Bruno faces eight fraud counts, accused of denying New Yorkers his honest services while using his state influence to enrich himself by $3.2 million over 13 years.

Prosecutors say he contacted union officials to invest pension funds with an investment company that paid him, while the unions had business under consideration with the Legislature. He also got paid by three businessmen with state interests.

Bruno repeated Monday that as “a citizen-legislator,” he had a right to conduct his private consulting business, just like lawmakers who are also lawyers or farmers when they’re not doing state work.

He says he never compromised his public trust.
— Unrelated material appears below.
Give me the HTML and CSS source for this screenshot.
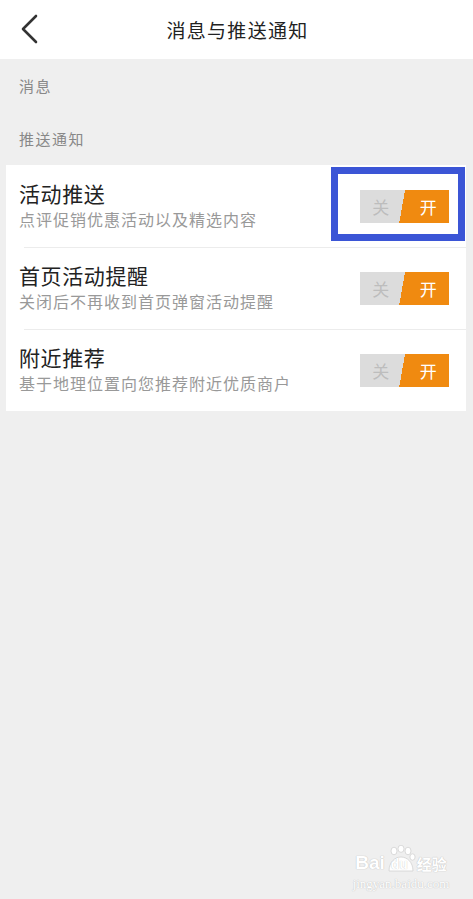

He declined to comment on testimony from Stackrow or any other witness in the trial, now in its third week.

Stackrow testified that she personally filled out the financial disclosure forms Bruno was required to file about his outside business interests. She annually updated the previous year’s form, reviewed it with lawyers on the Senate staff, then gave it to Bruno to sign, she said.

Stackrow testified the reason some forms didn’t separately list companies for which Bruno did consulting work was based on the attorneys’ advice, not Bruno’s. She said the 80-year-old senator, who also retired last year, never told her to withhold any information.

She said Bruno’s sideline partnership with a veterinarian and a businessman in breeding and selling racehorses ended in 2006 because of conflicts of interest.

That was because the two other men were involved in bids for the state thoroughbred racing franchise and Bruno as majority leader had input in the process for choosing who would get the franchise, she said.

John Lewis, Stackrow’s attorney, said they’d asked prosecutors not to bring up her taking money from Bruno’s account. Asked if she has any criminal liability, he said, “She has immunity. That’s the answer to that.”